Processos se relaciona á constituição de órgãos de governança, a formulação, homologação e monitoramento de estratégias, operações e resultados e a instituição de um sistema de controle de riscos internos e externos.

Práticas trata da gestão do que se denomina conflitos de agencia (gestores versus acionistas), minimização de custos deste gerenciamento e ainda gestão de relacionamentos internos e externos.

Perenidade diz da continuidade no tempo, objetivo ultimo da quase totalidade das organizações. É fortemente associável a gestão eficaz de riscos empresariais, a criação de valor para os acionistas e a conciliação dos interesses dos destes com os de outros grupos de interesse.

Cabe observar que o P de princípios diz fundar a ética da governança corporativa. Mas, como dito anteriormente, aqui se apresenta uma ética instrumental (se é que podemos realmente chamar isto de ética), e não uma ética valorativa e relacional. A interação sujeito-sujeito não é o foco desta suposta ética.

Com a eclosão da bolha imobiliária norte-americana, em agosto de 2008, e com a decorrente crise mundial que veio em seguida, afetando profundamente empresas e países, questionamentos sobre a gestão das empresas e riquezas mundiais se intensificaram. A tentativa de se estabelecer regras e controles mais rígidos para a gestão corporativa, que vinha se desenvolvendo particularmente a partir do início do milênio, se mostrou infrutífera e insuficiente. Novas praticas e normas são discutidas e propostas. Particularmente relevante se torna a questão da sustentabilidade, uma vez que o modelo econômico e empresarial se mostra mais do que incompetente para evitar crises tão profundas, haja visto que este mesmo modelo é apontado como uma das próprias causas da crise. Busca-se então um aprimoramento das ferramentas de gestão e planejamento estratégico de forma a incorporar critérios sócio-ambientas e de sustentabilidade na governança corporativa. 

Com  a 3ª Conferência Global de Sustentabilidade e Transparência, da Global Reporting Inifave, 3 “erres” vem se juntar aos 7 “P´s” da governança corporativa. Repense seus princípios pois o consumo de recursos naturais já ultrapassou os limites do planeta; Refaça suas práticas, pois com a consciência da crise podemos agora reconduzir a economia na direção de práticas sustentáveis agregadoras de valor; e Relate sua experiência, pois a sistematização destas experiências podem ser uma eficaz ferramenta de mudança, na qual tanto os negócios como as pessoas possam ser beneficiados.

É de se destacar, entre os “P´s” da governança coorporativa citados anteriormente, a ausência de um “P” essencial, atualmente considerado fundamental aos processos de gestão empresarial: o “P” de pessoa.

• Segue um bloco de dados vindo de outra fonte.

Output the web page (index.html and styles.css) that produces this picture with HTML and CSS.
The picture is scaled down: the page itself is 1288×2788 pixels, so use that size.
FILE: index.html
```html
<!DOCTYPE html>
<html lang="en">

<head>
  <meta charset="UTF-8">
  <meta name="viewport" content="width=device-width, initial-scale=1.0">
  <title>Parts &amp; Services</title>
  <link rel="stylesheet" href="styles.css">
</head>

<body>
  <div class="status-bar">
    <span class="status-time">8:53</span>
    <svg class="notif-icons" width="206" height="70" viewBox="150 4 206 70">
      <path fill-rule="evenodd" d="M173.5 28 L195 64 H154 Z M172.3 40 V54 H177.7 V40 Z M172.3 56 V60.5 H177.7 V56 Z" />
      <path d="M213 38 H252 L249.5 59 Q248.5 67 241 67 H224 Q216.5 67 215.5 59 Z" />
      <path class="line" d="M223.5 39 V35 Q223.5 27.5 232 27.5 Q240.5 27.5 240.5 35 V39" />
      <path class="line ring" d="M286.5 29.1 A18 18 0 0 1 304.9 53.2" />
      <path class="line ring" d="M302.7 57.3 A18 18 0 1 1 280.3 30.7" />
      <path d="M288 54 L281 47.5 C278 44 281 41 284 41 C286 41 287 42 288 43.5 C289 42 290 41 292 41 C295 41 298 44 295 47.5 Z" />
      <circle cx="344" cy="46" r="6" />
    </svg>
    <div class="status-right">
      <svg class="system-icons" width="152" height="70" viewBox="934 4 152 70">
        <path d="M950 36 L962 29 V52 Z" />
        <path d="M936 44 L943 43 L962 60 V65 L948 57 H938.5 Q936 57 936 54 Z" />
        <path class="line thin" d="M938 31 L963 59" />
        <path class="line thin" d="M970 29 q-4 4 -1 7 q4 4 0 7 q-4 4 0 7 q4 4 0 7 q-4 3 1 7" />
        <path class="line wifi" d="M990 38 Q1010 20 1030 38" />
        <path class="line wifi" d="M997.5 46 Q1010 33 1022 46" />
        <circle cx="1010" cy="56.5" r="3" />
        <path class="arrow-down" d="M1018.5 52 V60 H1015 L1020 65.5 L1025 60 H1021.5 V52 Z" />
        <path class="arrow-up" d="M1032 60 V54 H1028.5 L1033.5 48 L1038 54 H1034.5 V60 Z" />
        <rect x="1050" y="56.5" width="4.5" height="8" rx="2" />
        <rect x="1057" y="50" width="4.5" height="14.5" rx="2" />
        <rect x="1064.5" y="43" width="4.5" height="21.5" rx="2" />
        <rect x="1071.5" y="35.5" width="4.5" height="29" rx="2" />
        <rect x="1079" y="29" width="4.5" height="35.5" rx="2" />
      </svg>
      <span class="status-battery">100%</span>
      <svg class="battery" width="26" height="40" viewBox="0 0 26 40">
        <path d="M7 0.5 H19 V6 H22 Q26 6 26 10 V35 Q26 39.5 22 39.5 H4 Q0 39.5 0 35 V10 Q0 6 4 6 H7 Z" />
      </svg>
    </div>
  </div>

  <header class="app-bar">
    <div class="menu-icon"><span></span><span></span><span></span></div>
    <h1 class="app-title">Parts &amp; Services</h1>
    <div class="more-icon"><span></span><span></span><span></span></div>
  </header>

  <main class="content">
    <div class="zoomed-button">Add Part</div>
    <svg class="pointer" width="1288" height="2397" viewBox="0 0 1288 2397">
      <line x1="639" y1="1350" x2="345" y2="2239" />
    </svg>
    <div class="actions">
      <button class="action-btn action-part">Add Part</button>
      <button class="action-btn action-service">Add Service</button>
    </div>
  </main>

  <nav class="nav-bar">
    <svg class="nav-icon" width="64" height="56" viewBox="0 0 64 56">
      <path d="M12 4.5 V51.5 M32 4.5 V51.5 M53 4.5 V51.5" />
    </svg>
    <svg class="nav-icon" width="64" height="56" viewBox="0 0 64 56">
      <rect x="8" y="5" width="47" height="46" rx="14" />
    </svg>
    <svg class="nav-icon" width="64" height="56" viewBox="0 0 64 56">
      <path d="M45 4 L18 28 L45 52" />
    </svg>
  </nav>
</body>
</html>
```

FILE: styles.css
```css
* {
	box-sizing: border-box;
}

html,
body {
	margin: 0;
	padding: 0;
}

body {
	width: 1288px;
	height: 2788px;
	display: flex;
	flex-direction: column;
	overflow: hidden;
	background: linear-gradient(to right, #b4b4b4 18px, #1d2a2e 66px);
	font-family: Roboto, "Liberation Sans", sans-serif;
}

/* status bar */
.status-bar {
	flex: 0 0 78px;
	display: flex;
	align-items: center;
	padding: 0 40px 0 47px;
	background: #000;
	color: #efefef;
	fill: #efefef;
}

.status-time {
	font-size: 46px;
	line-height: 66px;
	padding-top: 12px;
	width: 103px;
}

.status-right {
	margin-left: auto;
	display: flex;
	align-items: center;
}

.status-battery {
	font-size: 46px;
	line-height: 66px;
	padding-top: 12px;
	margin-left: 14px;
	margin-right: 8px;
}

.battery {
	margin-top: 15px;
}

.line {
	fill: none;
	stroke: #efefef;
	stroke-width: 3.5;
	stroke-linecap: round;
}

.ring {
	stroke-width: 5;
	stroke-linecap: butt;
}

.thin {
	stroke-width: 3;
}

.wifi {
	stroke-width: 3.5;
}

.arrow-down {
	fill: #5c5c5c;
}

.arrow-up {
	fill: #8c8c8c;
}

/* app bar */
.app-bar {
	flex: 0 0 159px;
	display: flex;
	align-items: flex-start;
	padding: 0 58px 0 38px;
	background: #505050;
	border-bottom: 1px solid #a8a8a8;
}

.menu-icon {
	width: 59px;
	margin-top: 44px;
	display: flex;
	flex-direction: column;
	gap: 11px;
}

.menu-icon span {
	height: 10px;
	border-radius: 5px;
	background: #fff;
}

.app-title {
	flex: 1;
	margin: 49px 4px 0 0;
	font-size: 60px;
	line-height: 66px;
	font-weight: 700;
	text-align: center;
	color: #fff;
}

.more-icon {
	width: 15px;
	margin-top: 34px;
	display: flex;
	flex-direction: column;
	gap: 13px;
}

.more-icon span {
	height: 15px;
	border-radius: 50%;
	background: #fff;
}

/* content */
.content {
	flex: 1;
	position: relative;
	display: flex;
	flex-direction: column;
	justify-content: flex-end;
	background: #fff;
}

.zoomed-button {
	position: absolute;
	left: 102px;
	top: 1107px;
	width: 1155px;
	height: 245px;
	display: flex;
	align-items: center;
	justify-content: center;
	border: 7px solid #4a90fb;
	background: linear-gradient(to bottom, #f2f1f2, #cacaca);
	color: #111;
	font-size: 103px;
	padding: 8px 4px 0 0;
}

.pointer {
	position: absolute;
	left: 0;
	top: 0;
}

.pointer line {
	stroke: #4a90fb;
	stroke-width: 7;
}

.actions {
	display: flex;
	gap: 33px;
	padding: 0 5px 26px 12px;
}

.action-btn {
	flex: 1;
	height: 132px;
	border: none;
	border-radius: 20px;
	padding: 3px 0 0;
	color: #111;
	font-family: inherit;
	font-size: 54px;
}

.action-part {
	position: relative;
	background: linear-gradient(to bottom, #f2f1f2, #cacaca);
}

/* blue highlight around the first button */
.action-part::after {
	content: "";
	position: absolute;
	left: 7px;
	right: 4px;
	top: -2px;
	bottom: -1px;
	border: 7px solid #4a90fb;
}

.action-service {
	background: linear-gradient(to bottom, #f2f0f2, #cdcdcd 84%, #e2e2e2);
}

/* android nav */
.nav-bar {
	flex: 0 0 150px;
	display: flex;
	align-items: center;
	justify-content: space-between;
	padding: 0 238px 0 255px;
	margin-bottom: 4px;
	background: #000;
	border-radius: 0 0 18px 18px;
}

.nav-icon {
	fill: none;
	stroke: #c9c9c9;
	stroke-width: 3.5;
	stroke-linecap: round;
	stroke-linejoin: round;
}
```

Quem trabalha, dirige, gere, lucra, interage, inova, negocia, e tantas outras ações mais, nas empresas? Onde está a pessoa, esse ser-sujeito oculto nos balanços e na fragmentação do controle acionário? Apesar de difícil de se enxergar, em algum lugar ele deveria estar.

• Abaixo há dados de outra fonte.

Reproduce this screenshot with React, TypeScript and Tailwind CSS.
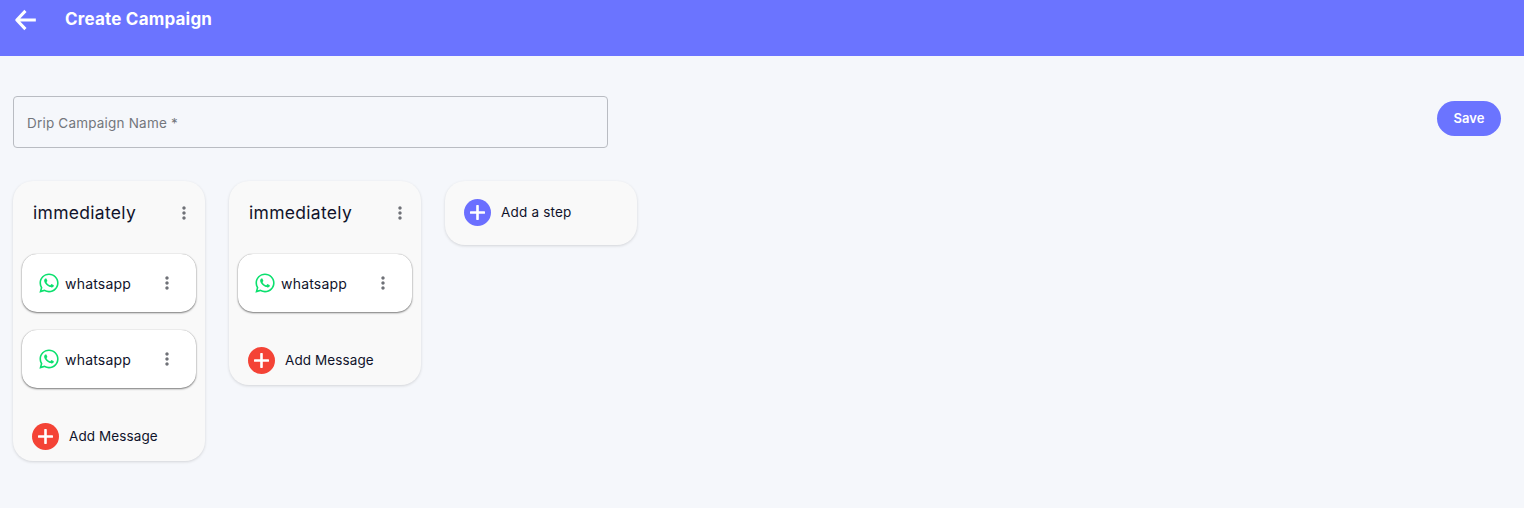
import React from "react";
import { FaWhatsapp } from "react-icons/fa";

const font = "font-['Inter','Liberation_Sans',sans-serif]";

function MoreVert() {
  return (
    <svg width="20" height="20" viewBox="0 0 24 24" fill="#6f7177" aria-hidden="true">
      <path d="M12 8c1.1 0 2-.9 2-2s-.9-2-2-2-2 .9-2 2 .9 2 2 2zm0 2c-1.1 0-2 .9-2 2s.9 2 2 2 2-.9 2-2-.9-2-2-2zm0 6c-1.1 0-2 .9-2 2s.9 2 2 2 2-.9 2-2-.9-2-2-2z" />
    </svg>
  );
}

function PlusCircle({ color }: { color: string }) {
  return (
    <span className={`flex h-[27px] w-[27px] shrink-0 items-center justify-center rounded-full ${color}`}>
      <svg width="15" height="15" viewBox="0 0 15 15" aria-hidden="true">
        <path d="M7.5 1v13M1 7.5h13" stroke="#fff" strokeWidth="2.6" strokeLinecap="round" />
      </svg>
    </span>
  );
}

function Message() {
  return (
    <div className="flex h-[58px] items-center rounded-[15px] bg-white pl-[16px] pr-[19px] shadow-[0_1px_2px_rgba(0,0,0,0.5),0_0_1px_rgba(0,0,0,0.3)]">
      <FaWhatsapp className="h-[22px] w-[22px] shrink-0 text-[#0be06e]" />
      <span className="ml-[5px] flex-1 text-[14px] tracking-[0.2px] text-[#10132b]">whatsapp</span>
      <MoreVert />
    </div>
  );
}

function Step({ count }: { count: number }) {
  return (
    <div className="flex w-[192px] flex-col rounded-[20px] bg-[#f9f9f9] pb-[11px] shadow-[0_1px_3px_rgba(0,0,0,0.14)]">
      <div className="mb-[9px] flex h-[64px] items-center justify-between pl-[20px] pr-[11px]">
        <span className="text-[17.5px] tracking-[0.3px] text-[#10132b]">immediately</span>
        <MoreVert />
      </div>
      <div className="flex flex-col gap-[18px] px-[9px]">
        {Array.from({ length: count }).map((_, i) => (
          <Message key={i} />
        ))}
      </div>
      <div className="mt-[35px] flex items-center pl-[19px]">
        <PlusCircle color="bg-[#f44336]" />
        <span className="ml-[10px] text-[13.5px] tracking-[0.1px] text-[#10132b]">Add Message</span>
      </div>
    </div>
  );
}

export default function App() {
  return (
    <div className={`${font} flex h-[508px] flex-col overflow-hidden bg-[#f5f7fb]`}>
      <header className="flex h-[56px] shrink-0 items-start bg-[#6b74ff] pl-[12px] pt-[7px] text-white">
        <svg width="26" height="26" viewBox="0 0 24 24" fill="none" stroke="#fff" strokeWidth="2.8" strokeLinejoin="round" aria-hidden="true">
          <path d="M22 12H4.4M12.4 3.6 4.4 12l8 8.4" />
        </svg>
        <h1 className="ml-[27px] mt-[2px] text-[17px] font-bold tracking-[0.2px] leading-[20px]">Create Campaign</h1>
      </header>
      <main className="flex flex-col px-[13px]">
        <div className="mt-[40px] flex items-start justify-between pr-[10px]">
          <div className="flex h-[52px] w-[595px] items-center rounded-[4px] border border-[#b9bcc2] pl-[13px] pt-[2px] text-[13.5px] tracking-[0.2px] text-[#73767c]">
            Drip Campaign Name *
          </div>
          <button className="mt-[5px] flex h-[35px] w-[64px] items-center justify-center rounded-full bg-[#6b74ff] text-[13px] font-semibold text-white">
            Save
          </button>
        </div>
        <div className="mt-[33px] flex items-start gap-[24px]">
          <Step count={2} />
          <Step count={1} />
          <div className="flex h-[64px] w-[192px] items-center rounded-[20px] bg-[#f9f9f9] pb-[1px] pl-[19px] shadow-[0_1px_3px_rgba(0,0,0,0.14)]">
            <PlusCircle color="bg-[#6b6fff]" />
            <span className="ml-[10px] text-[13.5px] tracking-[0.2px] text-[#10132b]">Add a step</span>
          </div>
        </div>
      </main>
    </div>
  );
}
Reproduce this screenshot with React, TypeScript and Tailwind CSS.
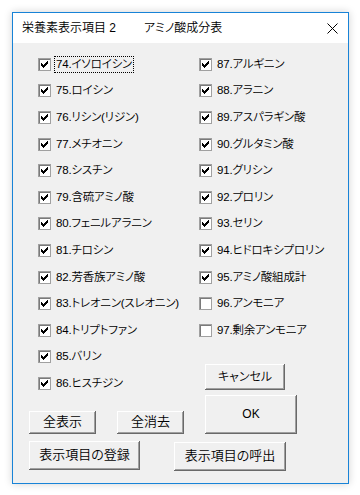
import React from "react";

const FONT = "[font-family:'Liberation_Sans','Noto_Sans_CJK_JP',sans-serif]";

type Item = { label: string; checked: boolean; focus?: boolean };

const leftItems: Item[] = [
  { label: "74.イソロイシン", checked: true, focus: true },
  { label: "75.ロイシン", checked: true },
  { label: "76.リシン(リジン)", checked: true },
  { label: "77.メチオニン", checked: true },
  { label: "78.シスチン", checked: true },
  { label: "79.含硫アミノ酸", checked: true },
  { label: "80.フェニルアラニン", checked: true },
  { label: "81.チロシン", checked: true },
  { label: "82.芳香族アミノ酸", checked: true },
  { label: "83.トレオニン(スレオニン)", checked: true },
  { label: "84.トリプトファン", checked: true },
  { label: "85.バリン", checked: true },
  { label: "86.ヒスチジン", checked: true },
];

const rightItems: Item[] = [
  { label: "87.アルギニン", checked: true },
  { label: "88.アラニン", checked: true },
  { label: "89.アスパラギン酸", checked: true },
  { label: "90.グルタミン酸", checked: true },
  { label: "91.グリシン", checked: true },
  { label: "92.プロリン", checked: true },
  { label: "93.セリン", checked: true },
  { label: "94.ヒドロキシプロリン", checked: true },
  { label: "95.アミノ酸組成計", checked: true },
  { label: "96.アンモニア", checked: false },
  { label: "97.剰余アンモニア", checked: false },
];

function CheckBox({ checked }: { checked: boolean }) {
  return (
    <span className="block w-[13px] h-[13px] shrink-0 bg-white shadow-[inset_1px_1px_0_#a0a0a0,inset_-1px_-1px_0_#a0a0a0,inset_2px_2px_0_#7a7a7a]">
      {checked && (
        <svg width="13" height="13" viewBox="0 0 13 13" shapeRendering="crispEdges">
          <path
            fill="#000"
            d="M3 5h1v3h-1z M4 6h1v3h-1z M5 7h1v3h-1z M6 6h1v3h-1z M7 5h1v3h-1z M8 4h1v3h-1z M9 3h1v3h-1z"
          />
        </svg>
      )}
    </span>
  );
}

function Row({ item }: { item: Item }) {
  return (
    <div className="h-[26.6px] flex items-center gap-[3px]">
      <CheckBox checked={item.checked} />
      <span
        className={
          "px-[1px] leading-[15px] text-[11.5px] tracking-[-0.2px] font-[350] text-black whitespace-nowrap [font-feature-settings:'palt'] border " +
          (item.focus ? "border-dotted border-black" : "border-transparent")
        }
      >
        {item.label}
      </span>
    </div>
  );
}

function Btn({ w, h, size, children }: { w: string; h: string; size: string; children: React.ReactNode }) {
  return (
    <div
      className={
        "flex items-center justify-center bg-[#f0f0f0] text-black font-[350] whitespace-nowrap [font-feature-settings:'palt'] shadow-[inset_-1px_-1px_0_#696969,inset_1px_1px_0_#ffffff,inset_-2px_-2px_0_#a0a0a0] " +
        w +
        " " +
        h +
        " " +
        size
      }
    >
      {children}
    </div>
  );
}

export default function App() {
  return (
    <div className={"w-[360px] h-[495px] bg-white pt-[12px] pl-[12px] " + FONT}>
      <div className="w-[337px] h-[472px] border border-[#1883d7] bg-[#f0f0f0] flex flex-col shadow-[0_0_8px_rgba(0,0,0,0.18)]">
        <div className="h-[30px] bg-white flex items-center pl-[9px] pr-[10px] shrink-0">
          <span className="w-[122px] shrink-0 text-[12px] font-[350] text-black whitespace-nowrap">栄養素表示項目 2</span>
          <span className="text-[12px] font-[350] text-black whitespace-nowrap [font-feature-settings:'palt']">アミノ酸成分表</span>
          <svg className="ml-auto" width="11" height="11" viewBox="0 0 11 11">
            <path d="M0.5 0.5L10.5 10.5M10.5 0.5L0.5 10.5" stroke="#000" strokeWidth="1" />
          </svg>
        </div>
        <div className="flex-1 pt-[8px] pl-[16px] flex flex-col">
          <div className="flex items-start">
            <div className="w-[170px] flex flex-col">
              <div className="pl-[9px] flex flex-col">
                {leftItems.map((it) => (
                  <Row key={it.label} item={it} />
                ))}
              </div>
              <div className="mt-[14px] flex gap-[21px]">
                <Btn w="w-[67px]" h="h-[23px]" size="text-[13px]">全表示</Btn>
                <Btn w="w-[67px]" h="h-[23px]" size="text-[13px]">全消去</Btn>
              </div>
            </div>
            <div className="flex flex-col">
              {rightItems.map((it) => (
                <Row key={it.label} item={it} />
              ))}
              <div className="ml-[6px] mt-[20px]">
                <Btn w="w-[80px]" h="h-[26px]" size="text-[12px]">キャンセル</Btn>
              </div>
              <div className="ml-[6px] mt-[5px]">
                <Btn w="w-[92px]" h="h-[39px]" size="text-[12px]">OK</Btn>
              </div>
            </div>
          </div>
          <div className="mt-[7px] flex items-start gap-[34px]">
            <Btn w="w-[111px]" h="h-[29px]" size="text-[13px]">表示項目の登録</Btn>
            <div className="mt-[1px]">
              <Btn w="w-[112px]" h="h-[29px]" size="text-[13px]">表示項目の呼出</Btn>
            </div>
          </div>
        </div>
      </div>
    </div>
  );
}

É moda na administração moderna pelo menos aparentar que as pessoas são consideradas. Por isso mesmo é curioso que nos sete “P”s da governança corporativa o “P” de pessoa nem se insinue. Dentro deste contexto fica mais claro o porque da ética da governança corporativa se apresentar tão instrumental e tão pouco relacional, tão prática e tão pouco valorativa, tão monológica e tão pouco dialógica.



A governança corporativa se propõe ser uma política de negociação de interesses divergentes, entre os diversos atores envolvidos. Mas, em virtude da desconsideração da noção de pessoa com um de seus fundamentos, acaba por se tornar uma política baseada na disputa por poder, na qual não se busca verdadeiramente a dialogia entre as partes, nem se considera possível a concórdia de interesses plurais. A negociação de interesses divergentes, baseada na interação dialógica de pessoas interindependentes, fica assim impedida de se realizar.

Nello de Moura Rangel Neto






[1] Andrade, Adriana e Rossetti, José Paschoal. – Governança Corporativa, Fundamentos, desenvolvimento e tendências. 3ª edição. Editora Atlas.